▸ **Given records**:

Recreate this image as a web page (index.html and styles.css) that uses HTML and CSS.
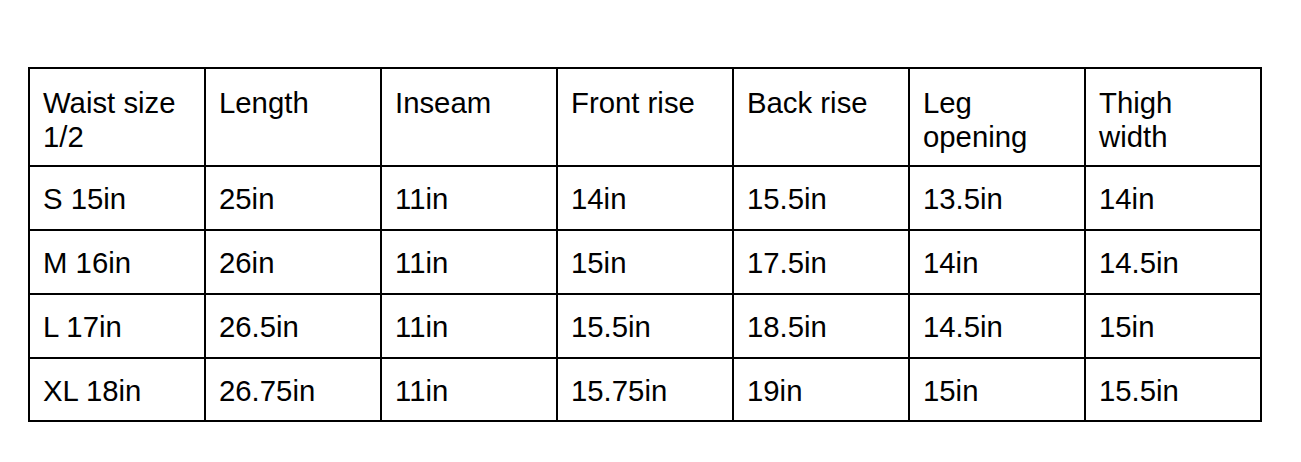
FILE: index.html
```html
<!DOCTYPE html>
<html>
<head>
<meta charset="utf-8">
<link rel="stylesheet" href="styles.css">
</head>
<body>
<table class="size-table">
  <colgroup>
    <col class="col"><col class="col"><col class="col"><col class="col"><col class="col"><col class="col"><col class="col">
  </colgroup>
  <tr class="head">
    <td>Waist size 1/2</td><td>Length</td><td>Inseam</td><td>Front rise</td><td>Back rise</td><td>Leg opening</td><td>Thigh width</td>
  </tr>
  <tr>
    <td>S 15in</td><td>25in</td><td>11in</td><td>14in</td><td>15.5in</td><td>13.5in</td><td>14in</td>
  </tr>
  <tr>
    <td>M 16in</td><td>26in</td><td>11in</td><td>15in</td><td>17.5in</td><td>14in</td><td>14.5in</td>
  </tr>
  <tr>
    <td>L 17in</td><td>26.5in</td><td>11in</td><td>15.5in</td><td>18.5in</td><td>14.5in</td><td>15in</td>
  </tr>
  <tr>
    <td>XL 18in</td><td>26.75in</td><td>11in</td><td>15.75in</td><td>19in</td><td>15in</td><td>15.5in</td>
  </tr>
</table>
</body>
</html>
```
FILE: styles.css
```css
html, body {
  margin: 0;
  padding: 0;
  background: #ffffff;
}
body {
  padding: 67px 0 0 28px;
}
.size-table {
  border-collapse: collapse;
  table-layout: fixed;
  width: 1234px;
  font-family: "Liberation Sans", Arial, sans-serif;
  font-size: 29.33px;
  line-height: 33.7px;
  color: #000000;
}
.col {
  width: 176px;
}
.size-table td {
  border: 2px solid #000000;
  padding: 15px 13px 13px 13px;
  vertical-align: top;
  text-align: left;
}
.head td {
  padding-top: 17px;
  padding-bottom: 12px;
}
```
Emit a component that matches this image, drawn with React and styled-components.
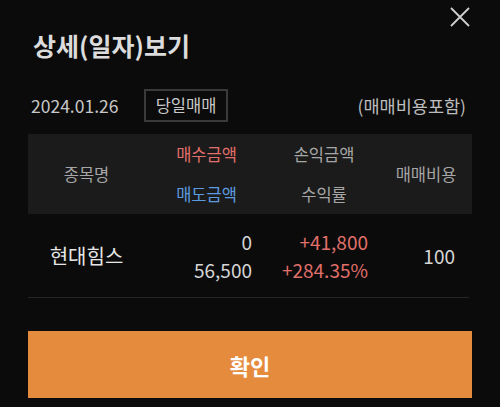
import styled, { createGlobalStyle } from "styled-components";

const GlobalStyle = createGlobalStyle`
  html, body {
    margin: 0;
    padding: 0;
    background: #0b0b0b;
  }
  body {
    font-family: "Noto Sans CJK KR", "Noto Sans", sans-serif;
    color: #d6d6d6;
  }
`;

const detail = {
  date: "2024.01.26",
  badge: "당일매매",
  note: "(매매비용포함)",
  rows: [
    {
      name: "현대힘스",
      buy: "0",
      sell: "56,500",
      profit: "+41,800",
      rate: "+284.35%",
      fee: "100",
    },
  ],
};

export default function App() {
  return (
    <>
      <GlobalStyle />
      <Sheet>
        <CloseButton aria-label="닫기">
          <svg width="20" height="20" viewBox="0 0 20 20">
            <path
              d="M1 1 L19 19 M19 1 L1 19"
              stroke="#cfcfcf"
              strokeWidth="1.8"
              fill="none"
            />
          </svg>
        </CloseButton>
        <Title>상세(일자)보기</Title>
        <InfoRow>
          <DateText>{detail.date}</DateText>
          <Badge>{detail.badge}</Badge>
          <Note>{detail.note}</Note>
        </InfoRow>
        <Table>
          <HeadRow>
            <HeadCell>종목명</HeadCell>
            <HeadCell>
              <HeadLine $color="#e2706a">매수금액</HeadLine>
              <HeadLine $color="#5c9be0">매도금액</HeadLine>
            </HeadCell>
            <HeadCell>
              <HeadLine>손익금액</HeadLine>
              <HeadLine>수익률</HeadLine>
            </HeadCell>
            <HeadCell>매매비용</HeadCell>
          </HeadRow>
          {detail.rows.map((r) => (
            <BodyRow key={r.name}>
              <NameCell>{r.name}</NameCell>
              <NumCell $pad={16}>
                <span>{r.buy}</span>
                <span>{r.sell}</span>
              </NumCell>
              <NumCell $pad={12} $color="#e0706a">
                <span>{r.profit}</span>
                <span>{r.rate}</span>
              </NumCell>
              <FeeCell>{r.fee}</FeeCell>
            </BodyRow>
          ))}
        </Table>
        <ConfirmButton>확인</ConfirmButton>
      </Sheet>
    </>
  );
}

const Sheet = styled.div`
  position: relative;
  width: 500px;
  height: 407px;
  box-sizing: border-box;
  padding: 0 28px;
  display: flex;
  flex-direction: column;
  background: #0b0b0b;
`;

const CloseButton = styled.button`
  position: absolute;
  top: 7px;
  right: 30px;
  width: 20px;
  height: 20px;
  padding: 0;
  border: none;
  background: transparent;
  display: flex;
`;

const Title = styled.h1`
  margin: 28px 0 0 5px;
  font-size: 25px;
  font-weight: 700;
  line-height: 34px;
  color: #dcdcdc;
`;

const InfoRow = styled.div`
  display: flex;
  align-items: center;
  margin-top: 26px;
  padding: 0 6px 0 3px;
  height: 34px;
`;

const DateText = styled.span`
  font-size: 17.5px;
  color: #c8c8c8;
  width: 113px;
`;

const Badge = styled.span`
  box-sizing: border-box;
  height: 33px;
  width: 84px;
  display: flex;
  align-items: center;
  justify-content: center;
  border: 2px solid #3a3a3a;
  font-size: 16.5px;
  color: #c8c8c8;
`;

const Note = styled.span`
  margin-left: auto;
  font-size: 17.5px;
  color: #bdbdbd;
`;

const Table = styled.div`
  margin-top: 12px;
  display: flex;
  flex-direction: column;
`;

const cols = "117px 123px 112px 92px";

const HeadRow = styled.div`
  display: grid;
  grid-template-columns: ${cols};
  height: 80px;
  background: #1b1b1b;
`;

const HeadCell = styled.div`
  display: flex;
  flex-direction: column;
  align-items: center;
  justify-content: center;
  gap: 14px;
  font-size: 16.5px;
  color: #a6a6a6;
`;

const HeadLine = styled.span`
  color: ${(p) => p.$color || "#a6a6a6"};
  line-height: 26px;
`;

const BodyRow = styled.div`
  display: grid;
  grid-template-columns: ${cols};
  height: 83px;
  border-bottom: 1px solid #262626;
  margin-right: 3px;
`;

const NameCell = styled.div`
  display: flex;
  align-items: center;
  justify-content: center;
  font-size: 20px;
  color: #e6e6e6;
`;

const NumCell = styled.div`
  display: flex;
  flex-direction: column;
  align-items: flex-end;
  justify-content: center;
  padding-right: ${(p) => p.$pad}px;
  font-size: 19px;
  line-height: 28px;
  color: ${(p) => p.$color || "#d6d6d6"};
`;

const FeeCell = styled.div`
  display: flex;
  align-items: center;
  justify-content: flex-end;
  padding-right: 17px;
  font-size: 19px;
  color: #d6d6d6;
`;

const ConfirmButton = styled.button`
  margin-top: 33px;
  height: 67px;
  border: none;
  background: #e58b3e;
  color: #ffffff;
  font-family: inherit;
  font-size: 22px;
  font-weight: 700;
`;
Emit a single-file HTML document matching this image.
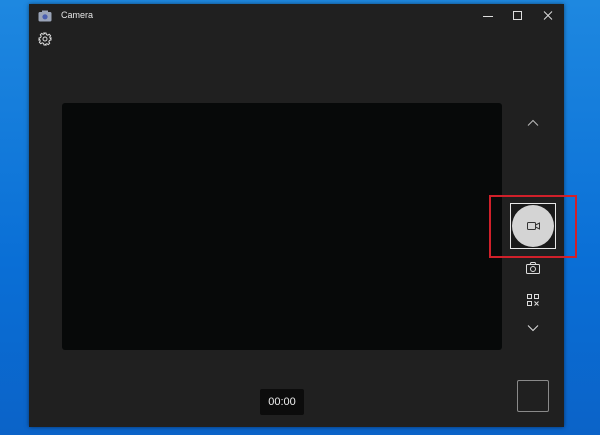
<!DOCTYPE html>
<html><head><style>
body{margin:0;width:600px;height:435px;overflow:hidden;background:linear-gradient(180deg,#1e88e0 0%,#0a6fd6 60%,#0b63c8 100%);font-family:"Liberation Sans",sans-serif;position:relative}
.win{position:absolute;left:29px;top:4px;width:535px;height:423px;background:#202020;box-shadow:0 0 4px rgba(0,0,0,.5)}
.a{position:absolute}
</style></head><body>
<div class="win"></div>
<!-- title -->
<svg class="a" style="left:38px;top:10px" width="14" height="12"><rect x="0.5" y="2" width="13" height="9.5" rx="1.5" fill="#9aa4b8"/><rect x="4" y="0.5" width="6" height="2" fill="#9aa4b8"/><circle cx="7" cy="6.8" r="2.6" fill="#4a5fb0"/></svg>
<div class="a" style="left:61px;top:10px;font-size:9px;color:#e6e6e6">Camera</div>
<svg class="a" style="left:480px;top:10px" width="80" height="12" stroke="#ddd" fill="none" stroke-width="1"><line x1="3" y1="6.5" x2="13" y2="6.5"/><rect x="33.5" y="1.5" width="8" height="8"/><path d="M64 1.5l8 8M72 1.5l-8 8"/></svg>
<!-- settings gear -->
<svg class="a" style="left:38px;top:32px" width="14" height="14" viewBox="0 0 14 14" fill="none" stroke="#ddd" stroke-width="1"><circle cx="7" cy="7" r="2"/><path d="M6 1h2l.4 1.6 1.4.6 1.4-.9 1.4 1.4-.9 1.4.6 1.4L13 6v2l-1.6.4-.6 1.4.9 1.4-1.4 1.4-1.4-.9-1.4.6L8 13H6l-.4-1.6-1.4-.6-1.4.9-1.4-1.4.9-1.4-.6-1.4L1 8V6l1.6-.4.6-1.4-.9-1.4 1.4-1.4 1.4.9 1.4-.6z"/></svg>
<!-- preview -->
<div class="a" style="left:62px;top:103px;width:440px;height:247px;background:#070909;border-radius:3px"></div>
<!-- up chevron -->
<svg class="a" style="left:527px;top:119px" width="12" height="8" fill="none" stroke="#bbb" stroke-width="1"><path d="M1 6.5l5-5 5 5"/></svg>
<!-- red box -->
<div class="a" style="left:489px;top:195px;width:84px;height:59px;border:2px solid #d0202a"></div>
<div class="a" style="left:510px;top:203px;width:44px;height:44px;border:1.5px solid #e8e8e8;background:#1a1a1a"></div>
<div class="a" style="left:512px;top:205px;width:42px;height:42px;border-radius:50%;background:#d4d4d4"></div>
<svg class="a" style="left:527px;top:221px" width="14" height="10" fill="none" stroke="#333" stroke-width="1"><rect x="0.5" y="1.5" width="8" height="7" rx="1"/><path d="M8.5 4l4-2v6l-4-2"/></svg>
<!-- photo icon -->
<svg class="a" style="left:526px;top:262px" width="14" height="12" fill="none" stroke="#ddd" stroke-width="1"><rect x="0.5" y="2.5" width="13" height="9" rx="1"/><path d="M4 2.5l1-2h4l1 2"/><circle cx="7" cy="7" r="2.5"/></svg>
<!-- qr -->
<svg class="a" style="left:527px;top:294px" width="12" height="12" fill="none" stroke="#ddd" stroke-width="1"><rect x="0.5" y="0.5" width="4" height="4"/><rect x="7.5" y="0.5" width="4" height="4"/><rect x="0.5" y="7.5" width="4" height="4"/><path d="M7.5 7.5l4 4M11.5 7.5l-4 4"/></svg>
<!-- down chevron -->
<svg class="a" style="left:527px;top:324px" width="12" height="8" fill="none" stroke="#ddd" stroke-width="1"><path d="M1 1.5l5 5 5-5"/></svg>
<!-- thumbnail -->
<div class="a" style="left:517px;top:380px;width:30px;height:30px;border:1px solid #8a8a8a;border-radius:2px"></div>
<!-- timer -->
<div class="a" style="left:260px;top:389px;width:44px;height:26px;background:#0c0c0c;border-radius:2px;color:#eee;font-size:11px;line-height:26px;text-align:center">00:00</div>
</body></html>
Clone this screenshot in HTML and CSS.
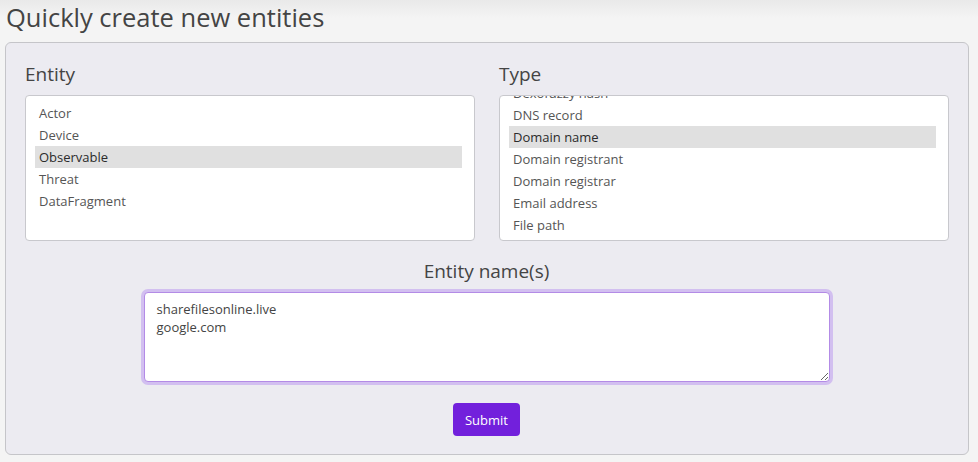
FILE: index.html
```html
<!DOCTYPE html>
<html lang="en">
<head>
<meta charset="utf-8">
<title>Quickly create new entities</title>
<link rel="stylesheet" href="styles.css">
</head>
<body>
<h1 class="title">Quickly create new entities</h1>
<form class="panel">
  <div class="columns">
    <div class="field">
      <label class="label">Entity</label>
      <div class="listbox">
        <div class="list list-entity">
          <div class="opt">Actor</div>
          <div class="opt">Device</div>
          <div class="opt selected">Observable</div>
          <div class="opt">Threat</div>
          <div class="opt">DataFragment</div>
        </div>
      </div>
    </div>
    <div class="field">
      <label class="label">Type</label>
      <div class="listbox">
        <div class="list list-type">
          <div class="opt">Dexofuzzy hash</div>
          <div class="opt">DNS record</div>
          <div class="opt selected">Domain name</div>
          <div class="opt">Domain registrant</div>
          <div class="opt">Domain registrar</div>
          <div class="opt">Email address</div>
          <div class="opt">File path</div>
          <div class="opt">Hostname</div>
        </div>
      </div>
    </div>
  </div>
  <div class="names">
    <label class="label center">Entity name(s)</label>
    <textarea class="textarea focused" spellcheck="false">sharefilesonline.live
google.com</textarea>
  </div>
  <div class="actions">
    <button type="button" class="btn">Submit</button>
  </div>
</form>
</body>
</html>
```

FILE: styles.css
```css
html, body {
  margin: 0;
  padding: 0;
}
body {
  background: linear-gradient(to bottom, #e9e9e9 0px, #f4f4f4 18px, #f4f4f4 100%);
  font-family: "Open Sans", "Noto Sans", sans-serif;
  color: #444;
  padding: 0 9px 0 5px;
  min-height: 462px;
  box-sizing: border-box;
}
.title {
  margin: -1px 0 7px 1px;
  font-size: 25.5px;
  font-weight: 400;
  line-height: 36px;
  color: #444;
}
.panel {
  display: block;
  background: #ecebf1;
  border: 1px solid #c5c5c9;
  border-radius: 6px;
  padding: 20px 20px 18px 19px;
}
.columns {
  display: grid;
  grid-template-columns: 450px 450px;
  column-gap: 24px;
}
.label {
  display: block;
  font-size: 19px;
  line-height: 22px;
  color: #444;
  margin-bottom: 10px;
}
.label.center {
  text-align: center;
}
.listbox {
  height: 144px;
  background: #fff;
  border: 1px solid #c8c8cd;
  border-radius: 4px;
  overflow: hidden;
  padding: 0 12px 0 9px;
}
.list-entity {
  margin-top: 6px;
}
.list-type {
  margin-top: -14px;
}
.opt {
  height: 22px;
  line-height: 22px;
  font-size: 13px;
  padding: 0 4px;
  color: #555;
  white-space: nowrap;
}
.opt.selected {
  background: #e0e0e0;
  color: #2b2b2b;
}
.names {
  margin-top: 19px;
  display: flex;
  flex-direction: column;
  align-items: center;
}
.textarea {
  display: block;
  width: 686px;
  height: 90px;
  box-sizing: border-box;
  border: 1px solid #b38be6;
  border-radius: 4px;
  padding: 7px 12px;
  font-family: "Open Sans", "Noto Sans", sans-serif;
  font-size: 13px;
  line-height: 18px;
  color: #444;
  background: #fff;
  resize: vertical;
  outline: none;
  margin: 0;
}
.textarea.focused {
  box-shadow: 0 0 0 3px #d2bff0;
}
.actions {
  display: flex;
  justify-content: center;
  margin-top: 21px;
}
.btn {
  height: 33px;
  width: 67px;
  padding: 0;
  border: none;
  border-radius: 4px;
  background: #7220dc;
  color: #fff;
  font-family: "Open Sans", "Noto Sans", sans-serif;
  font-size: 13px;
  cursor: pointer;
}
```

▸ **Required task**:
How many lines of the data contain the word "image"? Answer with the number alone.

▸ **Task answer**:
3